Ogólnie to z czekolad polecam wyłącznie milkę i goplanę. Są to czekolady w całości produkowane maszynowo, w sterylnych warunkach. Więc jesteśmy pewni, że nikt wcześniej łapkami nie dotykał naszej czekolady. Nawet czekolady z Barona są nasączane alkoholem aby łatwiej się „ślizgały”. Nie polecam. 😀
Say whaaaat? 😀
Takie realia. ;D Potwierdzone info! Poza tym, nic nie zastąpi milki oreo, więc w czym problem. :d
Hrabina, ale o co chodzi z tym dotykaniem łapami? Sugerujesz, że pozostałe czekolady są jakieś „niesterylne” ? 🙂
No i ciężko mi sobie wyobrazić, że np Wedel robi/pakuje czekolady ręcznie 😀
Słyszałam o krówkach pakowanych ręcznie 😀
Jakoś wielkiego wrażenia na nas nie wywołała. Zdecydowanie za mało precli miałyśmy, bo u Ciebie widzę, że masz ich w miarę przyzwoitą liczbę 😉
Serio? Mówisz, zależy jak kto trafi? 😀
Niestety na to wygląda, albo my miałyśmy wyjątkowego pecha 😉
spróbuj tej z TUC-lepsza;]
Aguś, masz mnie za jakiegoś amatora? 😀 Proszę bardzo 😀
przegpiłam posta;p
Gdzie można ją kupić obecnie?
Fresh na pewno, więc pewnie Żabka też dalej ma w ofercie (to bliźniacze sklepy).

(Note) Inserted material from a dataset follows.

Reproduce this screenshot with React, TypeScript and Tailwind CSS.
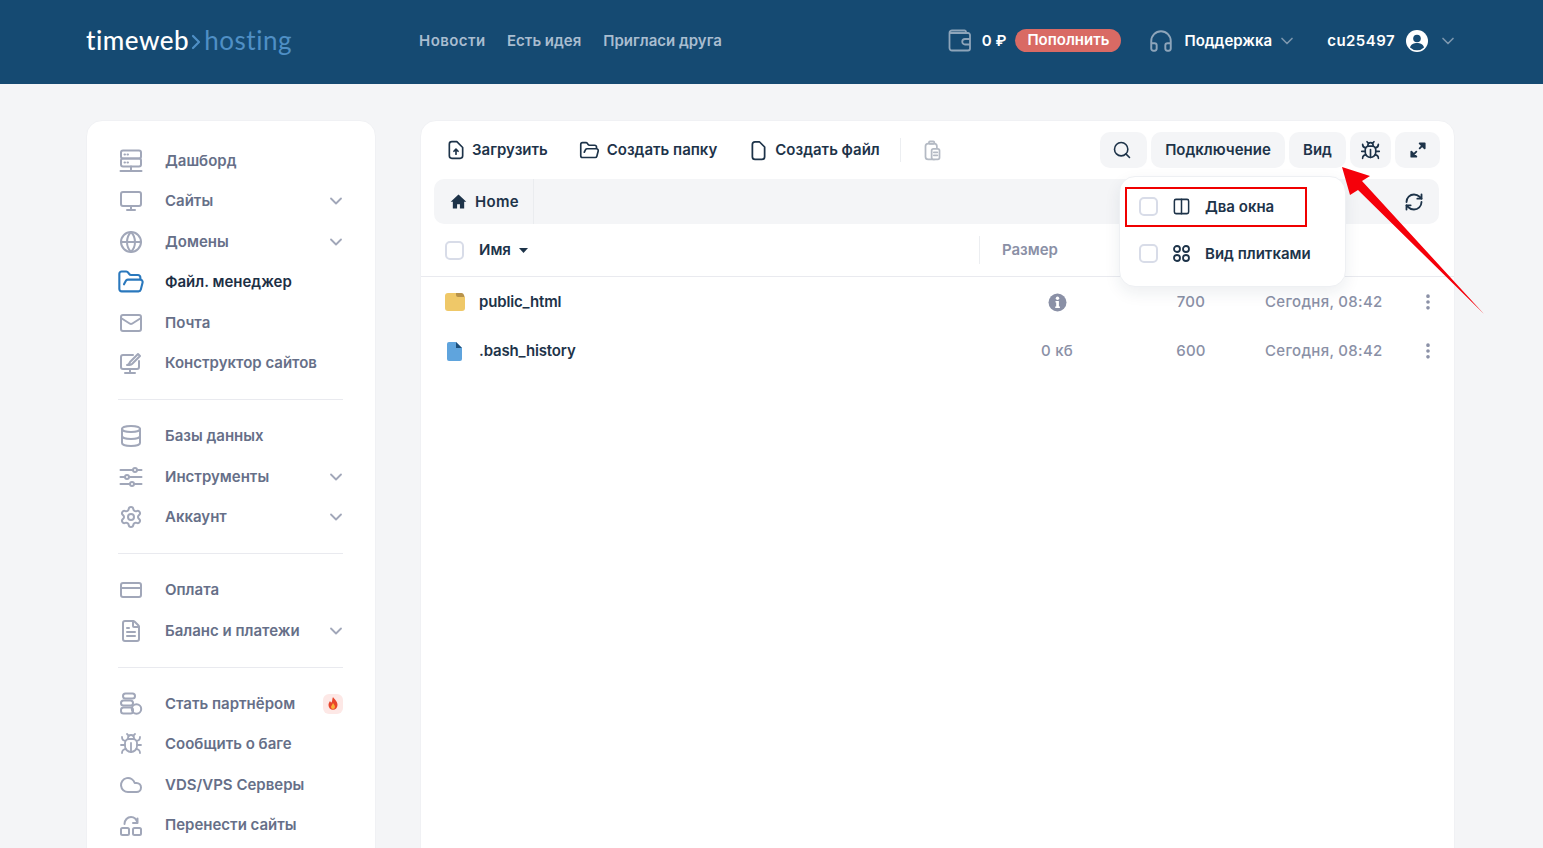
import React from "react";
import { ChevronDown, Monitor, Globe, FolderOpen, Mail, Database, Settings, CreditCard, FileText, Bug, Cloud, Search, RefreshCw, EllipsisVertical, Headphones, Columns2 } from "lucide-react";

const I = ({ children, size = 24, className = "" }: { children: React.ReactNode; size?: number; className?: string }) => (
  <svg width={size} height={size} viewBox="0 0 24 24" fill="none" stroke="currentColor" strokeWidth={2} strokeLinecap="round" strokeLinejoin="round" className={className}>{children}</svg>
);

const ServerI = () => <I><rect x="2" y="1.5" width="20" height="8" rx="2" /><rect x="2" y="9.5" width="20" height="8" rx="2" /><path d="M12 17.5v3M1.5 22h21M5.5 5.5h.5M8.5 5.5h.5M5.5 13.5h.5M8.5 13.5h.5" /></I>;
const BuilderI = () => <I><path d="M20 10v6a2 2 0 0 1-2 2H4a2 2 0 0 1-2-2V6a2 2 0 0 1 2-2h10" /><path d="M11 18v4M6 22h10M8 14c3 0 2-3 4-4l7-7 2 2-7 7c-1 2-3 2-6 2z" /></I>;
const SlidersI = () => <I><path d="M1.5 5h12M18 5h4.5M1.5 12h4M10 12h12.5M1.5 19h9M15 19h7.5" /><circle cx="16" cy="5" r="2" /><circle cx="8" cy="12" r="2" /><circle cx="13" cy="19" r="2" /></I>;
const CoinsI = () => <I><rect x="4" y="1.5" width="12" height="5" rx="2.5" /><rect x="2" y="8.5" width="12" height="5" rx="2.5" /><rect x="2" y="15.5" width="12" height="6" rx="2.5" /><circle cx="17.5" cy="17" r="4.7" /></I>;
const MoveI = () => <I><rect x="2" y="15" width="8" height="7" rx="1.5" /><rect x="14" y="15" width="8" height="7" rx="1.5" /><path d="M5.5 11c0-4 3-7 6.5-7s5.500 2 6.500 6M18.500 5.500V10H14" /></I>;

const Chevron = () => <ChevronDown size={20} strokeWidth={2.2} className="text-[#a1a7b9] ml-auto mr-[-3px]" />;

type Item = { icon: React.ReactNode; label: string; chevron?: boolean; active?: boolean; badge?: boolean };

const groups: Item[][] = [
  [
    { icon: <ServerI />, label: "Дашборд" },
    { icon: <Monitor size={24} strokeWidth={2} />, label: "Сайты", chevron: true },
    { icon: <Globe size={24} strokeWidth={2} />, label: "Домены", chevron: true },
    { icon: <FolderOpen size={28} strokeWidth={1.8} className="text-[#2a78bd] ml-[-2px] mr-[-2px]" />, label: "Файл. менеджер", active: true },
    { icon: <Mail size={24} strokeWidth={2} />, label: "Почта" },
    { icon: <BuilderI />, label: "Конструктор сайтов" },
  ],
  [
    { icon: <Database size={24} strokeWidth={2} />, label: "Базы данных" },
    { icon: <SlidersI />, label: "Инструменты", chevron: true },
    { icon: <Settings size={24} strokeWidth={2} />, label: "Аккаунт", chevron: true },
  ],
  [
    { icon: <CreditCard size={24} strokeWidth={2} />, label: "Оплата" },
    { icon: <FileText size={24} strokeWidth={2} />, label: "Баланс и платежи", chevron: true },
  ],
  [
    { icon: <CoinsI />, label: "Стать партнёром", badge: true },
    { icon: <Bug size={24} strokeWidth={1.8} />, label: "Сообщить о баге" },
    { icon: <Cloud size={24} strokeWidth={2} />, label: "VDS/VPS Серверы" },
    { icon: <MoveI />, label: "Перенести сайты" },
  ],
];

const Flame = () => (
  <svg width="10" height="13" viewBox="0 0 10 13"><path d="M5 0c1 2 4.500 4 4.500 8a4.500 4.800 0 0 1-9 0c0-2 1-3 1.500-4 .5 1 1 1.500 1.500 1.500C4.500 4 4 2 5 0z" fill="#e8452c" /><path d="M5 6c.5 1 2 2 2 4a2 2 0 0 1-4 0c0-1 1.500-2.500 2-4z" fill="#fbb03b" /></svg>
);

const InfoSolid = () => (
  <svg width="19" height="19" viewBox="0 0 19 19"><circle cx="9.500" cy="9.500" r="9" fill="#8a90a6" /><circle cx="9.500" cy="5.300" r="1.700" fill="#fff" /><path d="M7.500 8h3.400v5.500h1v1.500H7.200v-1.500h1V9.500h-.7z" fill="#fff" /></svg>
);

const Checkbox = () => <span className="block w-[19px] h-[19px] rounded-[5px] border-2 border-[#d8dce8] bg-white shrink-0" />;

const IconBtn = ({ children, className = "" }: { children: React.ReactNode; className?: string }) => (
  <button className={`h-[36px] rounded-[10px] bg-[#f4f5f7] flex items-center justify-center text-[#1d3349] text-[15px] font-semibold ${className}`}>{children}</button>
);

const Tool = ({ icon, label, className = "" }: { icon: React.ReactNode; label: string; className?: string }) => (
  <span className={`flex items-center text-[15px] font-semibold text-[#1d3349] ${className}`}>{icon}{label}</span>
);

const Row = ({ icon, name, size, perm }: { icon: React.ReactNode; name: string; size: React.ReactNode; perm: string }) => (
  <div className="h-[49px] flex items-center text-[15px] pt-[1px]">
    <div className="w-[58px] pl-[24px] shrink-0">{icon}</div>
    <div className="font-semibold text-[#1d3349] w-[499px] shrink-0 tracking-[-0.01em]">{name}</div>
    <div className="w-[158px] shrink-0 text-center text-[#8a90a6] font-medium flex justify-center tracking-[0.02em]">{size}</div>
    <div className="w-[110px] shrink-0 text-center text-[#8a90a6] font-medium tracking-[0.02em]">{perm}</div>
    <div className="w-[150px] shrink-0 text-[#8a90a6] font-medium pl-[19px] tracking-[0.02em]">Сегодня, 08:42</div>
    <EllipsisVertical size={20} strokeWidth={2.4} className="text-[#8a90a6] ml-[22px]" />
  </div>
);

export default function App() {
  return (
    <div className="relative h-[848px] overflow-hidden bg-[#f4f5f7] font-['Inter',sans-serif]">
      <header className="h-[84px] bg-[#154a72] flex items-center pl-[86px] pr-[85px]">
        <div className="flex items-center w-[333px] text-[26px] font-['Lato',sans-serif] leading-none tracking-[0.02em] mt-[-4px]">
          <span className="text-white font-medium">timeweb</span>
          <svg width="10" height="16" viewBox="0 0 10 16" fill="none" stroke="#4f8fc5" strokeWidth="2.200" strokeLinecap="round" strokeLinejoin="round" className="ml-[2px] mr-[3px] mt-[3px]"><path d="M2 2l6 6-6 6" /></svg>
          <span className="text-[#4f8fc5]">hosting</span>
        </div>
        <nav className="flex gap-[22px] text-[15px] font-semibold text-[#a9bdd0] mt-[-2px]">
          <span className="w-[66px] tracking-[0.03em]">Новости</span><span>Есть идея</span><span>Пригласи друга</span>
        </nav>
        <div className="ml-auto flex items-center text-white text-[15px] font-semibold mt-[-3px]">
          <svg width="24" height="24" viewBox="0 0 24 24" fill="none" stroke="#8ea5ba" strokeWidth="1.800" strokeLinecap="round" strokeLinejoin="round" className="mr-[10px]"><path d="M18 4V3a1.500 1.500 0 0 0-1.500-1.500H4A2.500 2.500 0 0 0 1.500 4v15A2.500 2.500 0 0 0 4 21.500h16a2 2 0 0 0 2-2V6a2 2 0 0 0-2-2H2M22 10h-5a2.500 2.500 0 0 0 0 5.500h5" /></svg>
          <span className="mr-[9px] mt-[1px]">0 ₽</span>
          <span className="h-[23px] rounded-full bg-[#d96a64] px-[12px] flex items-center text-[15px] mr-[27px]">Пополнить</span>
          <Headphones size={26} strokeWidth={1.8} className="text-[#8ea5ba] mr-[10px]" />
          <span className="mt-[1px]">Поддержка</span>
          <ChevronDown size={20} strokeWidth={2} className="text-[#7d97ae] ml-[5px] mr-[30px]" />
          <span className="mt-[1px] tracking-[0.03em]">cu25497</span>
          <svg width="24" height="24" viewBox="0 0 24 24" className="ml-[10px]"><circle cx="12" cy="12" r="11" fill="#fff" /><circle cx="12" cy="9.500" r="3.800" fill="#154a72" /><path d="M5 18.500c1-3.500 4-4.500 7-4.500s6 1 7 4.500a10 10 0 0 1-14 0z" fill="#154a72" /></svg>
          <ChevronDown size={20} strokeWidth={2} className="text-[#7d97ae] ml-[9px]" />
        </div>
      </header>

      <div className="flex items-start pl-[86px] pt-[36px] gap-[44px]">
        <aside className="w-[290px] h-[800px] shrink-0 rounded-[16px] bg-white border border-[#f0f1f4] pt-[19.5px] pl-[31px] pr-[32px]">
          {groups.map((g, i) => (
            <React.Fragment key={i}>
              {i > 0 && <div className="h-px bg-[#e9eaef] my-[15.75px]" />}
              {g.map((it) => (
                <div key={it.label} className={`h-[40.5px] flex items-center text-[15px] font-semibold ${it.active ? "text-[#1d2f45]" : "text-[#666f88]"}`}>
                  <span className="w-[26px] h-[26px] flex items-center justify-center text-[#a1a7b9] mr-[21px] shrink-0">{it.icon}</span>
                  {it.label}
                  {it.chevron && <Chevron />}
                  {it.badge && <span className="ml-auto w-[20px] h-[20px] rounded-[6px] bg-[#fde8e6] flex items-center justify-center"><Flame /></span>}
                </div>
              ))}
            </React.Fragment>
          ))}
        </aside>

        <main className="w-[1035px] h-[800px] shrink-0 rounded-[16px] bg-white border border-[#f0f1f4]">
          <div className="h-[58px] flex items-center pl-[25px] pr-[14px]">
            <Tool className="mr-[31px]" label="Загрузить" icon={
              <I size={20} className="mr-[6px]"><path d="M13 2H7a3 3 0 0 0-3 3v14a3 3 0 0 0 3 3h10a3 3 0 0 0 3-3V9z" /><path d="M12 17v-6M9.500 13.500 12 11l2.500 2.500" /></I>} />
            <Tool className="mr-[31px]" label="Создать папку" icon={<FolderOpen size={21} strokeWidth={1.9} className="mr-[7px]" />} />
            <Tool label="Создать файл" icon={
              <I size={21} className="mr-[6px]"><path d="M13 2H8a3 3 0 0 0-3 3v14a3 3 0 0 0 3 3h8a3 3 0 0 0 3-3V8z" /></I>} />
            <span className="w-px h-[24px] bg-[#eceef1] ml-[20px] mr-[21px]" />
            <I size={21} className="text-[#b4bac4]"><rect x="4" y="4" width="13" height="18" rx="3" /><rect x="8" y="1.500" width="6" height="3" rx="1" /><rect x="11" y="10" width="9" height="12" rx="2" fill="#fff" /><path d="M13.500 14h4M13.500 17.500h4" /></I>
            <div className="ml-auto flex gap-[4px]">
              <IconBtn className="w-[47px]"><Search size={20} strokeWidth={1.9} className="mr-[3px]" /></IconBtn>
              <IconBtn className="w-[134px]">Подключение</IconBtn>
              <IconBtn className="w-[57px]">Вид</IconBtn>
              <IconBtn className="w-[41px]"><Bug size={21} strokeWidth={1.9} /></IconBtn>
              <IconBtn className="w-[45px]">
                <svg width="20" height="20" viewBox="0 0 24 24" fill="#1d3349" stroke="#1d3349" strokeWidth="2.200" strokeLinecap="round" strokeLinejoin="round"><path d="M14 4h6v6zM10 20H4v-6zM19 5l-5 5M5 19l5-5" /></svg>
              </IconBtn>
            </div>
          </div>

          <div className="ml-[13px] mr-[15px] h-[45px] rounded-[10px] bg-[#f4f5f7] flex items-center text-[#1d3349]">
            <div className="h-full flex items-center pl-[16px] pr-[14px] border-r border-[#eaecef] text-[15px] font-semibold gap-[8px]">
              <svg width="17" height="17" viewBox="0 0 24 24" fill="#1d3349"><path d="M12 2 1 12.500h3V22h6v-6h4v6h6v-9.500h3z" /></svg>
              <span className="mt-[1px] tracking-[0.02em]">Home</span>
            </div>
            <RefreshCw size={20} strokeWidth={2.2} className="ml-auto mr-[15px] text-[#1d3349]" />
          </div>

          <div className="h-[53px] flex items-center border-b border-[#e9eaef] text-[15px]">
            <div className="pl-[24px] w-[58px] shrink-0"><Checkbox /></div>
            <span className="font-semibold text-[#1d3349]">Имя</span>
            <svg width="9" height="5" viewBox="0 0 9 5" className="ml-[8px]"><path d="M0 0h9L4.500 5z" fill="#1d3349" /></svg>
            <span className="w-px h-[28px] bg-[#eceef1] ml-[451px]" />
            <span className="ml-[22px] font-semibold text-[#8a90a6]">Размер</span>
          </div>

          <Row name="public_html" perm="700" size={<InfoSolid />}
            icon={<svg width="20" height="18" viewBox="0 0 20 18"><path d="M3 0h8l9 4v11a3 3 0 0 1-3 3H3a3 3 0 0 1-3-3V3a3 3 0 0 1 3-3z" fill="#efc868" /><path d="M11 0h5a3 3 0 0 1 3 2l.500 2H13a2 2 0 0 1-2-2z" fill="#b8934a" /></svg>} />
          <Row name=".bash_history" perm="600" size="0 кб"
            icon={<svg width="15" height="19" viewBox="0 0 15 19" className="ml-[2px]"><path d="M2 0h7l6 6v11a2 2 0 0 1-2 2H2a2 2 0 0 1-2-2V2a2 2 0 0 1 2-2z" fill="#5fa4dd" /><path d="M9 0l6 6H9z" fill="#1d4f7a" /></svg>} />
        </main>
      </div>

      {/* выпадающее меню «Вид» */}
      <div className="absolute left-[1119px] top-[176px] w-[227px] h-[111px] rounded-[16px] bg-white border border-[#eef0f3] shadow-[0_6px_16px_rgba(30,50,80,0.08)] text-[15px] font-semibold text-[#1d3349] pt-[12px] flex flex-col gap-[13px]">
        <div className="h-[34px] flex items-center pl-[19px]">
          <Checkbox />
          <Columns2 size={19} strokeWidth={1.9} className="ml-[14px] mr-[14px]" />
          <span className="mt-[2px]">Два окна</span>
        </div>
        <div className="h-[34px] flex items-center pl-[19px]">
          <Checkbox />
          <svg width="19" height="19" viewBox="0 0 19 19" fill="none" stroke="currentColor" strokeWidth="1.800" className="ml-[14px] mr-[14px]"><circle cx="5" cy="5" r="3" /><circle cx="14" cy="5" r="3" /><circle cx="5" cy="14" r="3" /><circle cx="14" cy="14" r="3" /></svg>
          <span className="mt-[2px]">Вид плитками</span>
        </div>
      </div>

      {/* пометки поверх скриншота */}
      <div className="absolute left-[1125px] top-[187px] w-[182px] h-[40px] border-2 border-[#f00000]" />
      <svg width="1543" height="848" className="absolute left-0 top-0 pointer-events-none">
        <polygon points="1342,167 1370,176 1362,181 1484,314 1358,190 1350,195" fill="#f5000a" />
      </svg>
    </div>
  );
}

Tu zamieściłem nawet info o promocji na między innymi preclową Milkę. https://testujemyjedzenie.pl/przeglad-spozywczych-promocji/ 🙂
Milka precel jest już ze 7 miesięcy dostępna na rynku polskim! Proponuje też walkę między 100g a 300g jak są obie wersje tej samej czekolady dostępne! Opieram się choćby na Milka Oreo! Stu gramówka jest dobra ale 300g to już finezja! warta tych około 10zł
Myślę, że jest znacznie dłużej, bo test powstał przecież w 2014 roku a kupowałem to normalnie w Polsce 🙂
I dzięki za polecenie dużej wersji, bo nawet nie wiedziałem, że preclowa też jest w opcji 300g 😉
mam nadzieję, że ta limitka wejdzie na stałe, bo jest świetna!